WHAT TO WORK ON:
Return all of the data exactly as written, without the pictures.
── INPUT
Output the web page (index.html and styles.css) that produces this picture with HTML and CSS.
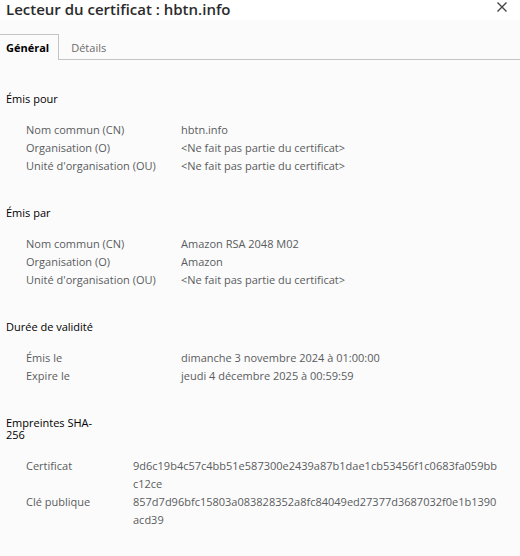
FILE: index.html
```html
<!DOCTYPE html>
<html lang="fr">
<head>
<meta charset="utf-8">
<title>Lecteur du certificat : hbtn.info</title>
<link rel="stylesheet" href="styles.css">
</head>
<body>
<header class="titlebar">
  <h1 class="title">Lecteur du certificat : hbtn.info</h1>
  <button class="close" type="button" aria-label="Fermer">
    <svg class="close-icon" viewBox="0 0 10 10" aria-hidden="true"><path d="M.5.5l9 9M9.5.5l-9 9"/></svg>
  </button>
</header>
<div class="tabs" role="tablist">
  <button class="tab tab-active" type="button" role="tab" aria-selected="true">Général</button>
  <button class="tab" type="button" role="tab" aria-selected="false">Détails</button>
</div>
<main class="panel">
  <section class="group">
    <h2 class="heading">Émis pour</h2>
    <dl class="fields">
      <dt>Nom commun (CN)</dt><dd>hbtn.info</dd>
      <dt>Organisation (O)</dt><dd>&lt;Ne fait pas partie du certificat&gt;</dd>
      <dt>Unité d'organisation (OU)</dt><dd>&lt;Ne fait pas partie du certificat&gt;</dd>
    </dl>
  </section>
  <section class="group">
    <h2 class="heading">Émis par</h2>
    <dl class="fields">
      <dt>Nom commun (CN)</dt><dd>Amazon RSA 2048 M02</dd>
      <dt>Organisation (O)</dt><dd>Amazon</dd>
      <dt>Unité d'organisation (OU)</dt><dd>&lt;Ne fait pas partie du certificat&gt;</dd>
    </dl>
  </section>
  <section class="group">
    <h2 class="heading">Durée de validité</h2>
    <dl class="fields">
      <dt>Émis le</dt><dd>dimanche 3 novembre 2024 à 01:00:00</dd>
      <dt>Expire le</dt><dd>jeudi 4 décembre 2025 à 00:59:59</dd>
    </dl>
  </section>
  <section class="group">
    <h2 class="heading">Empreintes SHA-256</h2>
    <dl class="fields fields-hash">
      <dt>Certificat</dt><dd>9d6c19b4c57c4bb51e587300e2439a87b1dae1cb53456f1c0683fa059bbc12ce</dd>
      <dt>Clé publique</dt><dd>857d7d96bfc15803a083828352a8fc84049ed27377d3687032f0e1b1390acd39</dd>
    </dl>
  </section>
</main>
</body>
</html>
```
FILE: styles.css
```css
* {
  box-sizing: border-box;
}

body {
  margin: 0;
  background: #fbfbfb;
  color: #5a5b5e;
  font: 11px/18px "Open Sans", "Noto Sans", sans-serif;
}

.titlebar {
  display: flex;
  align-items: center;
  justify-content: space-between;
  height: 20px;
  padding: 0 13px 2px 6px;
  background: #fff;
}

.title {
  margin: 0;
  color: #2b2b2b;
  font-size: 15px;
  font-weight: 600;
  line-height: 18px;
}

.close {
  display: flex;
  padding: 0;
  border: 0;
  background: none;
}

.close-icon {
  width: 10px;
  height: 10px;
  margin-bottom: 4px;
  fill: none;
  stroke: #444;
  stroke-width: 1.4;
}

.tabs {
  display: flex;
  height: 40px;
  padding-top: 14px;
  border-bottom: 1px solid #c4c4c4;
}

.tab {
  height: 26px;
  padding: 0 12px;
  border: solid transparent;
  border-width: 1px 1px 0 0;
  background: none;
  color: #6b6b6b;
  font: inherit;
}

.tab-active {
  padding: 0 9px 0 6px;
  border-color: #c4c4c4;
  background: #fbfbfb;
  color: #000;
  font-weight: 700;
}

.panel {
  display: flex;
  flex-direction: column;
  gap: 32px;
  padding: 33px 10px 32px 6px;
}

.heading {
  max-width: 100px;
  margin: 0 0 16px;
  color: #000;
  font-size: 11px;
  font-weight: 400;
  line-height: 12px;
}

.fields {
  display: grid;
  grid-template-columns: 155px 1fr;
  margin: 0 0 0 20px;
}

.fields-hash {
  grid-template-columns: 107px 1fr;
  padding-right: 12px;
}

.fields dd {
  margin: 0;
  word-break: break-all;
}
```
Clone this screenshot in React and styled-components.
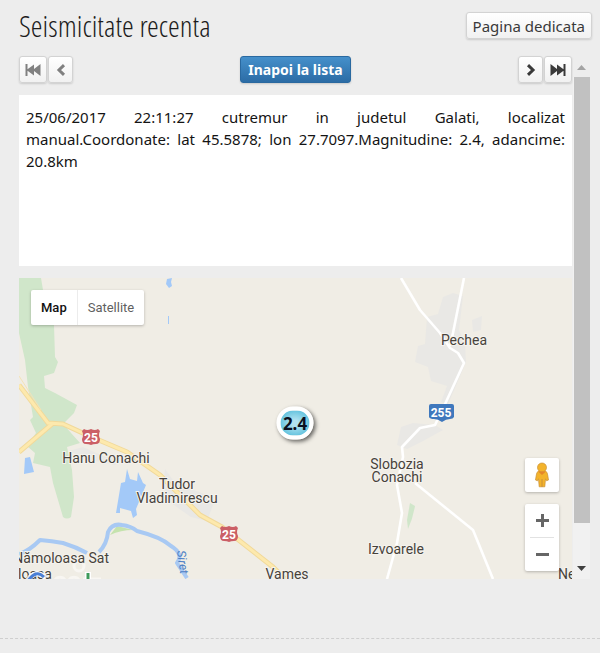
────
ANSWER TO THIS EXERCISE:
Output the web page (index.html and styles.css) that produces this picture with HTML and CSS.
FILE: index.html
```html
<!DOCTYPE html>
<html lang="fr">
<head>
<meta charset="utf-8">
<title>Lecteur du certificat : hbtn.info</title>
<link rel="stylesheet" href="styles.css">
</head>
<body>
<header class="titlebar">
  <h1 class="title">Lecteur du certificat : hbtn.info</h1>
  <button class="close" type="button" aria-label="Fermer">
    <svg class="close-icon" viewBox="0 0 10 10" aria-hidden="true"><path d="M.5.5l9 9M9.5.5l-9 9"/></svg>
  </button>
</header>
<div class="tabs" role="tablist">
  <button class="tab tab-active" type="button" role="tab" aria-selected="true">Général</button>
  <button class="tab" type="button" role="tab" aria-selected="false">Détails</button>
</div>
<main class="panel">
  <section class="group">
    <h2 class="heading">Émis pour</h2>
    <dl class="fields">
      <dt>Nom commun (CN)</dt><dd>hbtn.info</dd>
      <dt>Organisation (O)</dt><dd>&lt;Ne fait pas partie du certificat&gt;</dd>
      <dt>Unité d'organisation (OU)</dt><dd>&lt;Ne fait pas partie du certificat&gt;</dd>
    </dl>
  </section>
  <section class="group">
    <h2 class="heading">Émis par</h2>
    <dl class="fields">
      <dt>Nom commun (CN)</dt><dd>Amazon RSA 2048 M02</dd>
      <dt>Organisation (O)</dt><dd>Amazon</dd>
      <dt>Unité d'organisation (OU)</dt><dd>&lt;Ne fait pas partie du certificat&gt;</dd>
    </dl>
  </section>
  <section class="group">
    <h2 class="heading">Durée de validité</h2>
    <dl class="fields">
      <dt>Émis le</dt><dd>dimanche 3 novembre 2024 à 01:00:00</dd>
      <dt>Expire le</dt><dd>jeudi 4 décembre 2025 à 00:59:59</dd>
    </dl>
  </section>
  <section class="group">
    <h2 class="heading">Empreintes SHA-256</h2>
    <dl class="fields fields-hash">
      <dt>Certificat</dt><dd>9d6c19b4c57c4bb51e587300e2439a87b1dae1cb53456f1c0683fa059bbc12ce</dd>
      <dt>Clé publique</dt><dd>857d7d96bfc15803a083828352a8fc84049ed27377d3687032f0e1b1390acd39</dd>
    </dl>
  </section>
</main>
</body>
</html>
```
FILE: styles.css
```css
* {
  box-sizing: border-box;
}

body {
  margin: 0;
  background: #fbfbfb;
  color: #5a5b5e;
  font: 11px/18px "Open Sans", "Noto Sans", sans-serif;
}

.titlebar {
  display: flex;
  align-items: center;
  justify-content: space-between;
  height: 20px;
  padding: 0 13px 2px 6px;
  background: #fff;
}

.title {
  margin: 0;
  color: #2b2b2b;
  font-size: 15px;
  font-weight: 600;
  line-height: 18px;
}

.close {
  display: flex;
  padding: 0;
  border: 0;
  background: none;
}

.close-icon {
  width: 10px;
  height: 10px;
  margin-bottom: 4px;
  fill: none;
  stroke: #444;
  stroke-width: 1.4;
}

.tabs {
  display: flex;
  height: 40px;
  padding-top: 14px;
  border-bottom: 1px solid #c4c4c4;
}

.tab {
  height: 26px;
  padding: 0 12px;
  border: solid transparent;
  border-width: 1px 1px 0 0;
  background: none;
  color: #6b6b6b;
  font: inherit;
}

.tab-active {
  padding: 0 9px 0 6px;
  border-color: #c4c4c4;
  background: #fbfbfb;
  color: #000;
  font-weight: 700;
}

.panel {
  display: flex;
  flex-direction: column;
  gap: 32px;
  padding: 33px 10px 32px 6px;
}

.heading {
  max-width: 100px;
  margin: 0 0 16px;
  color: #000;
  font-size: 11px;
  font-weight: 400;
  line-height: 12px;
}

.fields {
  display: grid;
  grid-template-columns: 155px 1fr;
  margin: 0 0 0 20px;
}

.fields-hash {
  grid-template-columns: 107px 1fr;
  padding-right: 12px;
}

.fields dd {
  margin: 0;
  word-break: break-all;
}
```
Clone this screenshot in React and styled-components.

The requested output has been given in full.